On stationary and oscillatory modes of flow instability in a rotating porous layer during alloy solidification

Linear flow instability due to either stationary (nonoscillatory) or oscillatory modes of disturbances in a horizontal porous layer during alloy solidification is investigated under an external constraint of rotation. The porous layer, which is referred to as a mushy layer in the solidification literature, is assumed to rotate about the vertical axis at a constant angular velocity. The investigation is based on the model of Amberg and Homsy (1993) and under the limit of large Stefan number as treated by Anderson and Worster (1996) in the absence of the rotational constraint. An oscillatory mode was found for the first time to dominate over the stationary mode and over several other detected oscillatory modes at the onset of motion. In contrast to the stationary mode, the most critical oscillatory mode was uncovered to reduce the tendency for chimney formation in the rotating porous layer.
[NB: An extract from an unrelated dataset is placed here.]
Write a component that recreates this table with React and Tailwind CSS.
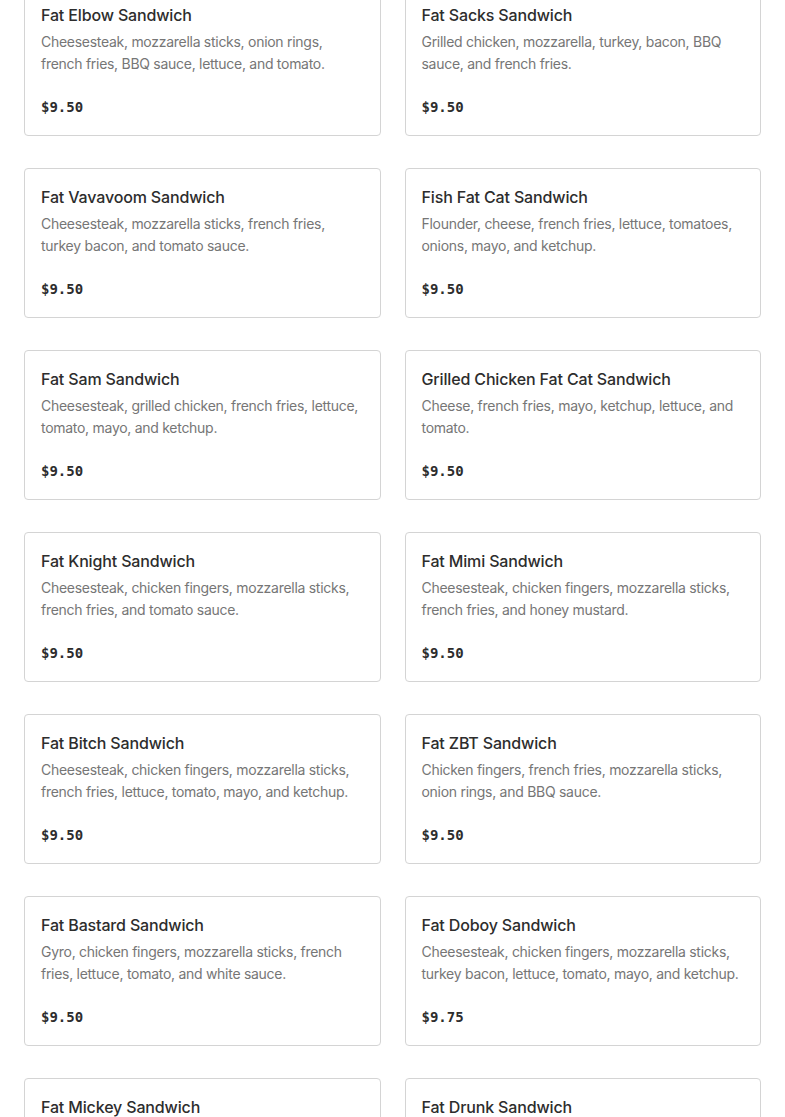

In engineering applications, presence of these chimneys is undesirable since their presence can produce imperfections that reduce the quality of the solidified material. Results of the stability analyses indicate both stabilizing and destabilizing effects of the Coriolis force on the flow in the porous layer. For example, the effects of the Coriolis force can be stabilizing in the sense that the critical value of the Rayleigh number at the onset of motion increases with the rotation rate, while the effects of the Coriolis force can be destabilizing in the sense that the oscillatory instability is enhanced in the presence of rotation.